Will Ritz-Carlton Succeed as a Luxury Hotel at Sea?
PHOTO: A vessel that is part of The Ritz-Carlton Yacht Collection. (photo courtesy of The Ritz-Carlton Yacht Collection)
Considering cruise ships are essentially floating hotels, there actually have been very few hotel chains successfully venturing into the cruise market.
Ritz-Carlton is looking to change that with its newly announced Yacht Collection brand.
This is actually not the first time parent company Marriott International has been involved in cruising. Cruise Industry News briefly reminded that the enterprise had a hand in Sun Line back during the 1980s and 1990s.
The little known Greek cruise line was owned by both the Keusseoglou family and the hotelier. Marriott helped establish the brand prior to the Keusseoglous buying the company out of its stake and then merging into Epirotki Cruise Line by 1995.
In a more mainstream example, Radisson Hotels International—under corporate umbrella Carlson—started Radisson Diamond Cruises with the namesake Radisson Diamond back in 1992. That brand later merged with Seven Seas Cruise Line to become Radisson Seven Seas Cruises. Still under Carlson, the cruise line eventually was renamed to Regent Seven Seas Cruises to line up with its Regent Hotels brand.
However, by 2008, Carlson had sold off the cruise business independent of the hotel operation.
To a certain extent, one could argue that leaves Disney Cruise Line as the only land-based hotel company to currently sail a fleet of ships. Disney as an entertainment conglomerate is so much more than just a hotel chain, but its resorts do count the company as a shoreside operator that successfully translated its expertise into cruising.

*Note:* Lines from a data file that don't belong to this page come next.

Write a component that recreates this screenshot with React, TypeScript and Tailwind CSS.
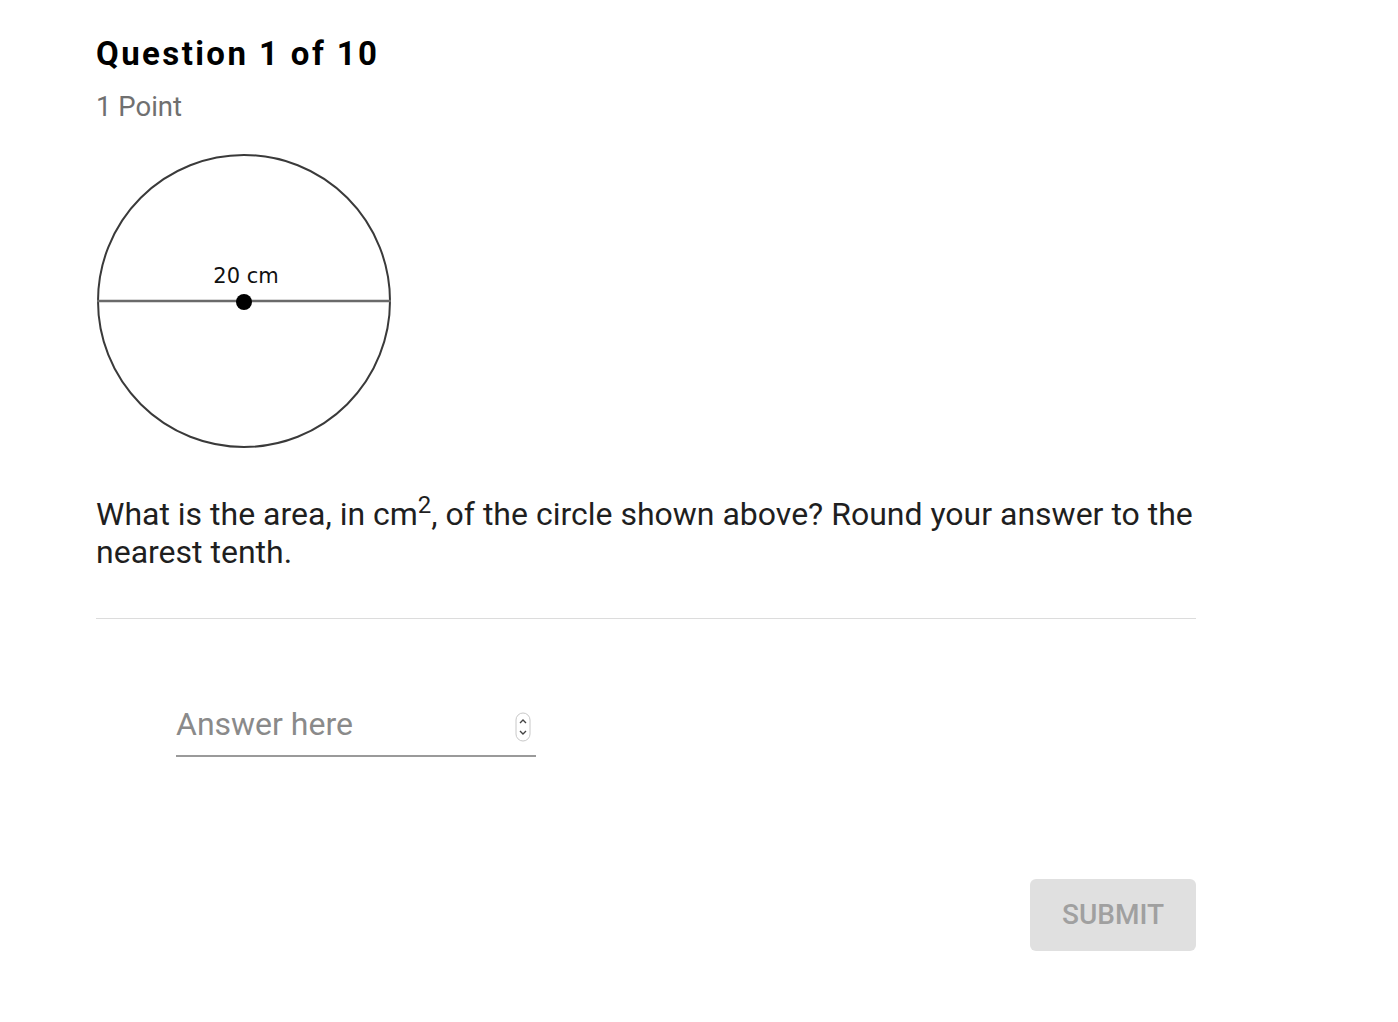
import React from "react";

export default function App() {
  return (
    <div className="min-h-screen bg-white" style={{ fontFamily: "Roboto, 'Liberation Sans', sans-serif" }}>
      <div className="pl-[96px] pt-[35px]">
        <div className="w-[1100px]">
          <h1 className="text-[33px] leading-[38px] font-bold tracking-[0.073em] text-black">Question 1 of 10</h1>
          <div className="mt-[18px] text-[27.5px] leading-[32px] text-[#707070]">1 Point</div>
          <svg className="mt-[30px] block" width="298" height="298" viewBox="0 0 298 298">
            <circle cx="148" cy="148" r="146" fill="none" stroke="#3a3a3a" strokeWidth="2" />
            <line x1="1" y1="148" x2="295" y2="148" stroke="#6a6a6a" strokeWidth="2.5" />
            <circle cx="148" cy="149" r="8" fill="#000" />
            <text x="150" y="130" textAnchor="middle" fontSize="21" fill="#111" fontFamily="'DejaVu Sans', sans-serif">20 cm</text>
          </svg>
          <p className="mt-[44px] text-[32px] leading-[38px] text-[#1f1f1f]">
            What is the area, in cm<sup>2</sup>, of the circle shown above? Round your answer to the nearest tenth.
          </p>
          <div className="mt-[47px] border-t border-[#dcdcdc]" />
          <div className="ml-[80px] mt-[80px] relative w-[360px] border-b-2 border-[#9a9a9a]">
            <input
              type="text"
              placeholder="Answer here"
              className="w-full h-[56px] pb-[6px] bg-transparent outline-none text-[32px] placeholder:text-[#8a8a8a]"
            />
            <svg className="absolute right-[5px] top-[13px]" width="16" height="30" viewBox="0 0 16 30">
              <rect x="1" y="1" width="14" height="28" rx="7" fill="#fff" stroke="#c8c8c8" strokeWidth="1" />
              <path d="M5 11 L8 8 L11 11" fill="none" stroke="#444" strokeWidth="1.4" />
              <path d="M5 19 L8 22 L11 19" fill="none" stroke="#444" strokeWidth="1.4" />
            </svg>
          </div>
          <div className="mt-[122px] flex justify-end">
            <button className="w-[166px] h-[72px] rounded-[6px] bg-[#e0e0e0] text-[28px] font-medium text-[#a0a0a0]">SUBMIT</button>
          </div>
        </div>
      </div>
    </div>
  );
}
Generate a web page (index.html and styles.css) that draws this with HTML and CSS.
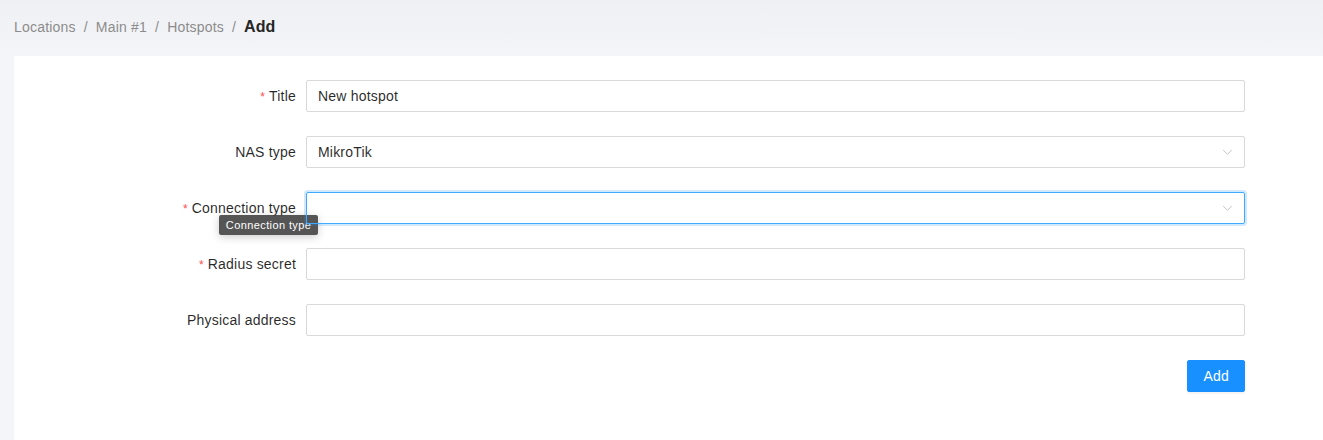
FILE: index.html
```html
<!DOCTYPE html>
<html>
<head>
<meta charset="utf-8">
<link rel="stylesheet" href="styles.css">
</head>
<body>
<div class="page">
  <nav class="breadcrumb">
    <span class="crumb">Locations</span><span class="sep">/</span>
    <span class="crumb">Main #1</span><span class="sep">/</span>
    <span class="crumb">Hotspots</span><span class="sep">/</span>
    <span class="current">Add</span>
  </nav>
  <main class="card">
    <form class="form">
      <div class="row">
        <label class="label"><span class="req">*</span>Title</label>
        <div class="control"><div class="input">New hotspot</div></div>
      </div>
      <div class="row">
        <label class="label">NAS type</label>
        <div class="control"><div class="input select">MikroTik<svg class="chev" viewBox="0 0 12 8" width="11" height="7"><path d="M1 1l5 5 5-5" fill="none" stroke="#bfbfbf" stroke-width="1.1"/></svg></div></div>
      </div>
      <div class="row">
        <label class="label"><span class="req">*</span><span class="tip-host">Connection type<span class="tooltip">Connection type</span></span></label>
        <div class="control"><div class="input select focused"><svg class="chev" viewBox="0 0 12 8" width="11" height="7"><path d="M1 1l5 5 5-5" fill="none" stroke="#bfbfbf" stroke-width="1.1"/></svg></div></div>
      </div>
      <div class="row">
        <label class="label"><span class="req">*</span>Radius secret</label>
        <div class="control"><div class="input"></div></div>
      </div>
      <div class="row">
        <label class="label">Physical address</label>
        <div class="control"><div class="input"></div></div>
      </div>
      <div class="actions">
        <button type="button" class="btn">Add</button>
      </div>
    </form>
  </main>
</div>
</body>
</html>
```
FILE: styles.css
```css
* { box-sizing: border-box; }
html, body { margin: 0; height: 100%; }
body {
  font-family: "Liberation Sans", Arial, sans-serif;
  font-size: 14px;
  letter-spacing: 0.2px;
  color: rgba(0,0,0,0.85);
  background: #f2f3f6;
}
.page {
  min-height: 100%;
  display: flex;
  flex-direction: column;
  background: linear-gradient(to bottom, #eff0f3 0px, #f4f5f8 56px, #f4f5f8 100%);
}
.breadcrumb {
  height: 56px;
  display: flex;
  align-items: center;
  padding: 0 14px 2px;
}
.crumb { color: #8c8c8c; font-size: 14px; }
.sep { color: #8c8c8c; margin: 0 8px; }
.current { font-size: 16px; font-weight: bold; color: #262626; letter-spacing: 0; }
.card {
  flex: 1;
  margin-left: 14px;
  background: #fff;
  padding: 24px 78px 40px 0;
}
.form { display: flex; flex-direction: column; }
.row {
  display: flex;
  align-items: center;
  height: 32px;
  margin-bottom: 24px;
}
.label {
  width: 292px;
  flex: none;
  text-align: right;
  padding-right: 10px;
  color: rgba(0,0,0,0.85);
  white-space: nowrap;
}
.req {
  color: #ff4d4f;
  font-size: 12px;
  margin-right: 4px;
}
.control { flex: 1; }
.input {
  height: 32px;
  border: 1px solid #d9d9d9;
  border-radius: 2px;
  padding: 0 11px;
  display: flex;
  align-items: center;
  color: rgba(0,0,0,0.85);
  position: relative;
}
.select .chev {
  position: absolute;
  right: 11px;
  top: 12px;
}
.focused {
  border-color: #40a9ff;
  box-shadow: 0 0 0 2px rgba(24,144,255,0.2);
}
.tip-host { position: relative; }
.tooltip {
  position: absolute;
  left: 27px;
  top: 15px;
  background: rgba(70,70,70,0.92);
  color: #fff;
  font-size: 11px;
  letter-spacing: 0.4px;
  line-height: 20px;
  padding: 0 7px;
  border-radius: 2px;
  box-shadow: 0 2px 8px rgba(0,0,0,0.2);
  text-align: left;
}
.actions {
  display: flex;
  justify-content: flex-end;
}
.btn {
  height: 32px;
  padding: 0 15px;
  background: #1890ff;
  border: 1px solid #1890ff;
  border-radius: 2px;
  color: #fff;
  font-family: inherit;
  font-size: 14px;
  letter-spacing: 0.2px;
  box-shadow: 0 2px 0 rgba(0,0,0,0.045);
}
```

It actually is surprising that larger traditional hotel chains like Hyatt, Hilton and Marriott have not attempted to ever launch, say, Hyatt Cruises, Hilton Cruises or Marriott Cruises, respectively. It stands to reason that each brand’s loyal base would consider a cruise with reciprocal perks to readily apply.
Even lucrative vacation club programs could have their place onboard a cruise ship thanks to point redemptions or some sort of residential model.
Perhaps they believe it too great a risk when the industry is well established with other mainstream players, however.
On the other hand, Ritz-Carlton sees an opportunity to try, and maybe its smaller scale is a test for a larger Marriott presence at sea in the future.
The Ritz-Carlton Yacht Collection will not be a direct competitor to the Disney Cruise Line, so it can engage with a market free of any other hotelier influence.
In fact, with ships only set to accommodate up to 298 guests, its trio of new ships are aiming for a luxury niche smaller than that serviced by Seabourn, Silversea Cruises and aforementioned Regent Seven Seas Cruises. It’s going more after the existing small ships of Crystal Cruises and Ponant, along with those new coming from the latter two companies and Scenic. So, Ritz-Carlton is entering what is becoming a busier market full of other new-builds, except it already has its luxury hotel guests eager to board.
Still, it couldn’t hurt if the new entrant had an ace up its sleeve to differentiate itself.
Ponant has the astounding Blue Eye underwater observation lounge coming to its next new ships, while the Crystal Endeavor and Scenic Eclipse will have onboard submarines and helicopters.
Beyond palatial sounding duplex suites, Ritz-Carlton’s list of features includes the utmost in luxury such as a three Michelin-starred restaurant. But how will it uniquely innovate in hardware? Surely, the company has until the first yacht’s 2019 launch to wow us with more detailed announcements.